US can't confirm Islamic State hostage claim, family urges caution
Washington: The United States said Friday that it has not yet seen any proof to confirm a claim by the Islamic State group that a female American hostage has been killed in an air strike in Syria by a Jordanian plane. The family of Kayla Mueller, 26, meanwhile urged media to be restrained in their reporting of the IS claim about the aid worker.
"The family request that media cautiously report on her background, work and current situation and limit speculation on her situation, and consider the implications for her security before publishing," said a statement by her parents, Marsha and Carl Mueller.
Mueller was taken captive in August 2013 in the Syrian city of Aleppo, after leaving a Medecins Sans Frontieres (Doctors Without Borders) hospital, according to the family statement, released via Arizona senator John McCain.
MSF noted that she had been visiting the facility with a friend contracted to do some repairs, and was detained as she headed to the bus station in Aleppo, from which she was meant to depart for Turkey.
In a statement posted on jihadist websites, the IS group said the woman was buried beneath rubble after an air raid by a Jordanian warplane in Raqa.
The statement did not show any pictures of a body and there was no independent confirmation of her reported death.
National Security Council spokeswoman Bernadette Meehan would only say, "We are obviously deeply concerned by these reports.

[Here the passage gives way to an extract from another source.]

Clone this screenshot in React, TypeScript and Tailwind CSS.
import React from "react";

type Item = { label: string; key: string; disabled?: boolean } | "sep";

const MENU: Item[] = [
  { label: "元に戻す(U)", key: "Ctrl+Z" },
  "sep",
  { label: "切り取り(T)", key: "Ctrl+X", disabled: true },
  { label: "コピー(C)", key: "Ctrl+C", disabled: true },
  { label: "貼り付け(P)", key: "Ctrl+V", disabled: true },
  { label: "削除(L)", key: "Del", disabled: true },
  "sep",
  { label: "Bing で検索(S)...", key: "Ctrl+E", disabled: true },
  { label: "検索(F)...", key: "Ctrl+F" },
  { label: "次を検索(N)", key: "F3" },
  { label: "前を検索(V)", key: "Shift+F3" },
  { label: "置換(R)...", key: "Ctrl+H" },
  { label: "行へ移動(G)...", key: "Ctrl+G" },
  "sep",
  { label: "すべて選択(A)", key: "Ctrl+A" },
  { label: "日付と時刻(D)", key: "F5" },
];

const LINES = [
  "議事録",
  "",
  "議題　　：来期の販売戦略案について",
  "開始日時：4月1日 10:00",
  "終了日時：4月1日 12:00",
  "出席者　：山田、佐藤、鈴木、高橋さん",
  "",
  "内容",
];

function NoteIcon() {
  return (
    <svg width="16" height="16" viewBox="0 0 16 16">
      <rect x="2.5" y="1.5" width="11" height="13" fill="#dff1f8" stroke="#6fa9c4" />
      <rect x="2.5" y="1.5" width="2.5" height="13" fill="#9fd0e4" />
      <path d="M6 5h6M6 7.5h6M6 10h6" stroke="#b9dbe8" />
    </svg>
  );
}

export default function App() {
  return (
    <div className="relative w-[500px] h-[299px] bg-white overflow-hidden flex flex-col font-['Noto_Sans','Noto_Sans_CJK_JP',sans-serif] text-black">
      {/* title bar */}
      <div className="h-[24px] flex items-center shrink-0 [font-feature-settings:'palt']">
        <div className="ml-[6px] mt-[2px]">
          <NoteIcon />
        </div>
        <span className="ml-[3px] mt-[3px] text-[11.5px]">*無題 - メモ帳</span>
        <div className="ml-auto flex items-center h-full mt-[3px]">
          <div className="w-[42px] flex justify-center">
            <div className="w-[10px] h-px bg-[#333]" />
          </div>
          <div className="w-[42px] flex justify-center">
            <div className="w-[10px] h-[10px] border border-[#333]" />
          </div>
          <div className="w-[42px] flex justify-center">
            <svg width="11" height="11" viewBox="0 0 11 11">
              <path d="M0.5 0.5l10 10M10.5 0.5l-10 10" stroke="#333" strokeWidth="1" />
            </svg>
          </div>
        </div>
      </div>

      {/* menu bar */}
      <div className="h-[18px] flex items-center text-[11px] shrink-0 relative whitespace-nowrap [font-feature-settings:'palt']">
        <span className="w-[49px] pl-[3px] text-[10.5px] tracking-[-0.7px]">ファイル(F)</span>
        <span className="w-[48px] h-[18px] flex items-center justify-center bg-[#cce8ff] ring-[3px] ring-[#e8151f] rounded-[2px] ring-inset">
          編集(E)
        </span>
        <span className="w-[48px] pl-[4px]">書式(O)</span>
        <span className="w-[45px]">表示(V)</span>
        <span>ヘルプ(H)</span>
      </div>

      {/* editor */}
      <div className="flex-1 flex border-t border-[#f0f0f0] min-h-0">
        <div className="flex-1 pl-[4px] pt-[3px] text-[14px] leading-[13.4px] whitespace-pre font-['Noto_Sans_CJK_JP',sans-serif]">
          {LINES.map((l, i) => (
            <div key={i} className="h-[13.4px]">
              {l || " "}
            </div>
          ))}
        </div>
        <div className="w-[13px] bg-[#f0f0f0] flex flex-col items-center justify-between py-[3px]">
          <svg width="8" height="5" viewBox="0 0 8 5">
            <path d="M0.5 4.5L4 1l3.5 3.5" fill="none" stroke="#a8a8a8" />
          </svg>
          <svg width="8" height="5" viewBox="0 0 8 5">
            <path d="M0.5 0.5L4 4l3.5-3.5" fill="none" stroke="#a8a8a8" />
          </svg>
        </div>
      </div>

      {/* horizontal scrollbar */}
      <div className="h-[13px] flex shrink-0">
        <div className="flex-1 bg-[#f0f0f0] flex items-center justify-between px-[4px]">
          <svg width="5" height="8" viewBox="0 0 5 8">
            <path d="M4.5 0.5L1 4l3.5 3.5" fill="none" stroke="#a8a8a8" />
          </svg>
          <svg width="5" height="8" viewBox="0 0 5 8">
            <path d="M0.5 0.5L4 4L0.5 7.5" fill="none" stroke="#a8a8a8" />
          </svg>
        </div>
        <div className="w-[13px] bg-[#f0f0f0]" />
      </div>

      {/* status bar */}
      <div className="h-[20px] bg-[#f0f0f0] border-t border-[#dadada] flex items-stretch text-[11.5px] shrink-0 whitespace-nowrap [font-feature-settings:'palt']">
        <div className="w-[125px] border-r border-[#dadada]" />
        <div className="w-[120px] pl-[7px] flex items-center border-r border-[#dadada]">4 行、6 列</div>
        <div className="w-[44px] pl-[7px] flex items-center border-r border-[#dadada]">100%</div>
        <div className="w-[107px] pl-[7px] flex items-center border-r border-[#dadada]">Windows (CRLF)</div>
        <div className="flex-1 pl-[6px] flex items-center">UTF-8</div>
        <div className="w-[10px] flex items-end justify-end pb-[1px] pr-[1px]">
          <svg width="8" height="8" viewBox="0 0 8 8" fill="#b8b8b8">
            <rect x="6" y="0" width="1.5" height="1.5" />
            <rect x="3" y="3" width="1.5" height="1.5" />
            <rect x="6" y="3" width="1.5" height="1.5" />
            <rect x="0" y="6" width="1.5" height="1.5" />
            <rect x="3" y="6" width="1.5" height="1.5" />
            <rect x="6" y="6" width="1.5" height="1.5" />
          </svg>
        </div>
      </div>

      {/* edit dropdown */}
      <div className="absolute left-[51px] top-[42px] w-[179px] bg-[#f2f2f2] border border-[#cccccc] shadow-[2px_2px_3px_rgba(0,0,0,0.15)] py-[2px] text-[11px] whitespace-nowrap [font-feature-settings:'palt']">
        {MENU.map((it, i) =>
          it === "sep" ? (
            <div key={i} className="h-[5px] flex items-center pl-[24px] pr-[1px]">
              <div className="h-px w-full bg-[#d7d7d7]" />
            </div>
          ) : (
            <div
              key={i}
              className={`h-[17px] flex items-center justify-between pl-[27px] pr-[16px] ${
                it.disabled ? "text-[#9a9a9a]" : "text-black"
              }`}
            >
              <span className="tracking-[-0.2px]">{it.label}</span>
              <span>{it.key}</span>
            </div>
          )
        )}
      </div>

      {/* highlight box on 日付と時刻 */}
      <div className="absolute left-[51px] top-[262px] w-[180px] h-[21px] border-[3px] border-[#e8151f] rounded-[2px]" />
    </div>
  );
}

We have not at this time seen any evidence that corroborates ISIL's claim."
Mueller's parents, who live in Prescott, Arizona, said their daughter has devoted her career "to helping those in need in countries around the world" since graduating from Northern Arizona University in 2009.
She lived and worked with humanitarian aid groups in northern India, Israel and the Palestinian territories, before returning home to Arizona in 2011 and working at an HIV/AIDS clinic and a women's shelter.
The suffering of Syrian refugees prompted her to head to the Turkey-Syria border in December 2012 to work with the Danish Refugee Council and the humanitarian group Support to Life, their statement said.
When asked what drove her, she once said: "I find God in the suffering eyes reflected in mine, if this is how you are revealed to me, this is how I will forever seek you." Before heading in Syria, she had worked as an au pair in France to learn the language, while preparing to work in Africa.
"The common thread of Kayla's life has been her quiet leadership and strong desire to serve others," said the family statement.
The IS group has murdered both locals and foreigners, including two US journalists, an American aid worker, two British aid workers, two Japanese hostages and a Jordanian pilot.
Jordan, one of several Arab countries in the US-led coalition battling IS, vowed a harsh response after the jihadists released a gruesome video this week showing the burning alive of airman Maaz al-Kassasbeh. The IS claim came as Amman said dozens of its jet fighters had struck IS targets, widening their campaign from Syria to include targets in neighbouring Iraq.
Britain-based monitor the Syrian Observatory for Human Rights said more than 30 IS jihadists were killed in coalition raids Friday around Raqa, the ‘capital’ in Syria of the jihadists' self-proclaimed caliphate.